A Japanese company, Asahi Tec Corporation (Asahi), bought a US corporation (Metaldyne) in 2007. Due diligence conducted in connection with the purchase revealed that Metaldyne had an underfunded salary-related pension scheme (the Scheme). Asahi was informed that under US law Asahi, as Metaldyne’s parent company, could be held liable for the Scheme’s deficit upon termination of the Scheme. Asahi proceeded with the purchase of Metaldyne despite this information.
Metaldyne entered Chapter 11 bankruptcy on 27 May 2009, at which date the Scheme had a substantial deficit that Metaldyne was unable to pay.
The Pension Benefit Guaranty Corporation (PBGC), a US governmental body that insures members’ pension benefits in US salary-related pension schemes under the Employee Retirement Income Security Act 1974 (ERISA) and which has similar functions to the PPF in the United Kingdom, asked Asahi to take over the Scheme and the associated pension liabilities.
Asahi refused, seemingly on the basis that it believed it had no liability for the pensions as Metaldyne was the employer that maintained the Scheme and Asahi itself did not conduct any business in the US. Having received this response, the PBGC, using statutory powers granted under Title IV of ERISA, terminated the Scheme and demanded that Asahi pay the deficit.
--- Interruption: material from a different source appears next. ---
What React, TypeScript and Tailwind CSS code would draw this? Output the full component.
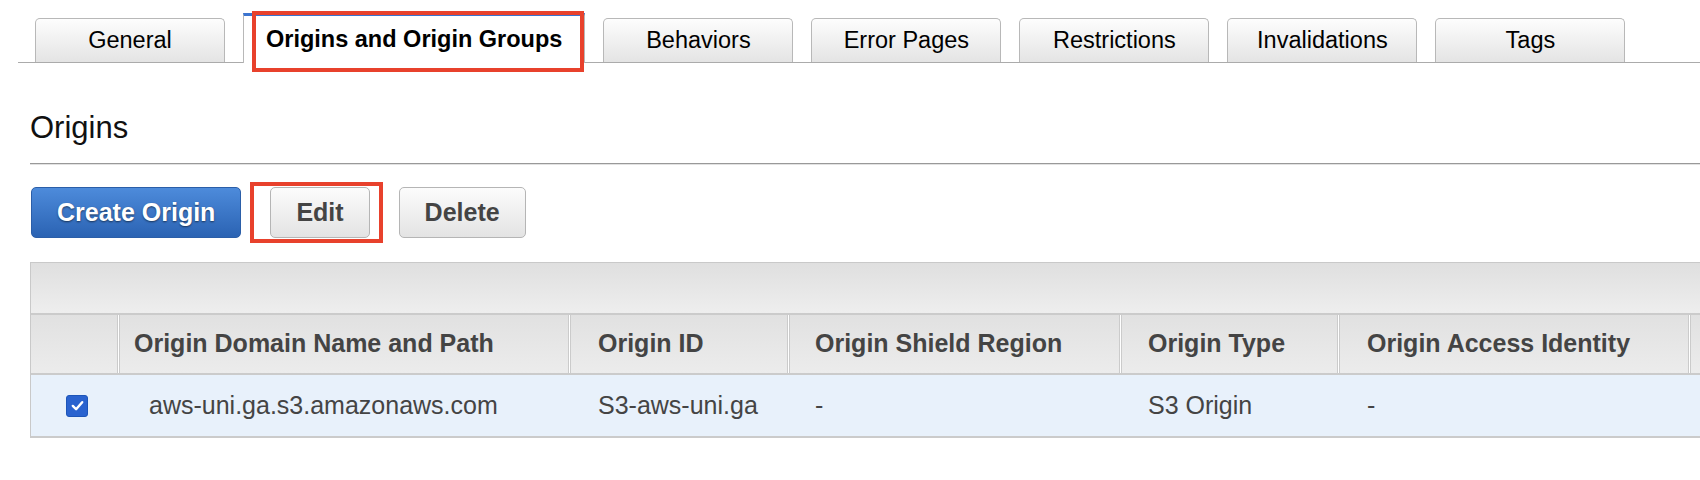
import React from "react";

const font = "font-['Liberation_Sans','Helvetica_Neue',Arial,sans-serif]";

const tabs = [
  "General",
  "Origins and Origin Groups",
  "Behaviors",
  "Error Pages",
  "Restrictions",
  "Invalidations",
  "Tags",
];

const columns = [
  { label: "", width: "w-[87px]", pad: "" },
  { label: "Origin Domain Name and Path", width: "w-[450px]", pad: "pl-[14px]" },
  { label: "Origin ID", width: "w-[218px]", pad: "pl-[27px]" },
  { label: "Origin Shield Region", width: "w-[331px]", pad: "pl-[25px]" },
  { label: "Origin Type", width: "w-[217px]", pad: "pl-[26px]" },
  { label: "Origin Access Identity", width: "w-[350px]", pad: "pl-[27px]" },
  { label: "", width: "w-[200px]", pad: "" },
];

const row = ["", "aws-uni.ga.s3.amazonaws.com", "S3-aws-uni.ga", "-", "S3 Origin", "-", ""];
const rowPad = ["", "pl-[29px]", "pl-[27px]", "pl-[25px]", "pl-[26px]", "pl-[27px]", ""];

function Tab({ label, active }: { label: string; active: boolean }) {
  if (active) {
    return (
      <div className="relative -mb-px flex h-[50px] shrink-0 items-center border-x border-t-[3px] border-x-[#b8b8b8] border-t-[#3b74d0] bg-white px-[22px] text-[23.5px] font-bold text-black">
        {label}
        <div className="absolute -top-[5px] left-[8px] right-0 h-[61px] border-4 border-[#e8412c]" />
      </div>
    );
  }
  return (
    <div className="flex h-[44px] w-[190px] shrink-0 items-center justify-center rounded-t-[5px] border-x border-t border-[#b8b8b8] bg-gradient-to-b from-[#fdfdfd] to-[#e4e4e4] text-[23.5px] text-black">
      {label}
    </div>
  );
}

function GrayButton({ children }: { children: React.ReactNode }) {
  return (
    <button className="h-[51px] rounded-[5px] border border-[#b5b5b5] bg-gradient-to-b from-[#fcfcfc] to-[#e3e3e3] px-[25px] text-[25px] font-bold text-[#444]">
      {children}
    </button>
  );
}

export default function App() {
  return (
    <div className={`h-[480px] w-[1700px] overflow-hidden bg-white ${font}`}>
      {/* tabs */}
      <div className="ml-[18px] flex items-end gap-[18px] border-b border-[#ababab] pl-[17px] pt-[13px]">
        {tabs.map((t, i) => (
          <Tab key={t} label={t} active={i === 1} />
        ))}
      </div>

      <h2 className="ml-[30px] mt-[47px] text-[31px] leading-[36px] text-[#111]">Origins</h2>
      <div className="ml-[30px] mt-[17px] h-[2px] border-t border-[#999] bg-[#e2e2e2]" />

      {/* actions */}
      <div className="ml-[31px] mt-[22px] flex items-center gap-[29px]">
        <button className="h-[51px] rounded-[5px] border border-[#2b5ea8] bg-gradient-to-b from-[#4d8bdb] to-[#2b63b3] px-[25px] text-[25px] font-bold text-white [text-shadow:0_1px_2px_rgba(0,0,0,0.55)]">
          Create Origin
        </button>
        <div className="relative">
          <GrayButton>Edit</GrayButton>
          <div className="absolute -left-[20px] -top-[5px] h-[61px] w-[133px] border-4 border-[#e8412c]" />
        </div>
        <GrayButton>Delete</GrayButton>
      </div>

      {/* table */}
      <div className="ml-[30px] mt-[24px] w-[1900px] border-l border-t border-[#c9c9c9]">
        <div className="h-[52px] border-b-2 border-[#cbcbcb] bg-gradient-to-b from-[#dfdfdf] to-[#eeeeee]" />
        <div className="flex gap-px bg-white">
          {columns.map((c, i) => (
            <div
              key={i}
              className={`flex h-[58px] shrink-0 items-center border-r border-[#cbcbcb] bg-gradient-to-b from-[#e1e1e1] to-[#ececec] text-[25px] font-bold text-[#444] ${c.width} ${c.pad} ${i === 0 ? "" : "border-l"}`}
            >
              {c.label}
            </div>
          ))}
        </div>
        <div className="flex gap-px border-y-2 border-[#cbcbcb] bg-[#e8f1fb]">
          {columns.map((c, i) => (
            <div
              key={i}
              className={`flex h-[61px] shrink-0 items-center border-x border-transparent text-[25px] text-[#444] ${c.width} ${rowPad[i]}`}
            >
              {i === 0 ? (
                <span className="ml-[34px] flex h-[22px] w-[22px] items-center justify-center rounded-[3px] border border-[#1d55b8] bg-[#2a63cf]">
                  <svg viewBox="0 0 16 16" className="h-[15px] w-[15px]">
                    <path d="M3 8.5 L6.5 12 L13 4.5" fill="none" stroke="white" strokeWidth="2.6" strokeLinecap="round" strokeLinejoin="round" />
                  </svg>
                </span>
              ) : (
                row[i]
              )}
            </div>
          ))}
        </div>
      </div>
    </div>
  );
}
Asahi failed to pay the deficit. The PBGC filed a lawsuit against Asahi on 10 November 2010 in Federal district court to require Asahi to pay the deficit, termination costs plus interest on the judgement and costs in the case (the ERISA claim).
On 8 April 2011 Asahi filed a motion to dismiss this lawsuit on the basis that the Federal district court did not have personal jurisdiction over Asahi. Asahi asserted that it had no link to the US or to the Scheme other than its ownership of Metaldyne and in any event it had no involvement in the decision to terminate the Scheme.
Under applicable case law in the US, in order to demonstrate that the court had personal jurisdiction over Asahi with respect of the ERISA claim, the PBGC had to show either:
- that the court had “specific jurisdiction” as the ERISA claim arose directly out of the actions of Asahi in purposefully directing its activities towards the US; or
- that the court had “general jurisdiction” arising out of Asahi’s systemic and continuous links with the US regardless of whether those links were related to the ERISA claim.
The Federal district court decided that the PBGC had shown a prima facie case that the court did have personal jurisdiction over the ERISA claim in the form of “specific jurisdiction”. The court noted the following in support of its conclusion that it had specific jurisdiction over this matter:
- by purchasing Metaldyne, whilst fully aware of the existence of the Scheme and its deficit, Asahi had purposefully directed activities towards the US; and
- the ERISA claim arose directly out of the purchase of Metaldyne by Asahi, which under ERISA made Asahi a “controlled group member” and such purchase was the triggering action in respect of the claim. Therefore, Asahi’s involvement in connection with the termination of the Scheme was irrelevant to the issue of jurisdiction.
The court will therefore proceed with a full hearing on this case to consider whether Asahi is liable under ERISA for the Scheme’s pension deficit.
This case will come as a wake-up call to non-US parent corporations who own US subsidiaries that maintain or contribute to a pension scheme. As a result of this case, non-US parent corporations may no longer ignore underfunded US pension schemes thinking that they are immune from the reach of US courts. While it is possible that other courts may ultimately disagree with the analysis in this case, non US parent corporations now face the unappetising prospect that they may be financially liable for the deficit in pension schemes maintained by their US subsidiaries based solely on the fact that they are “controlled group members” by virtue of owning the subsidiary.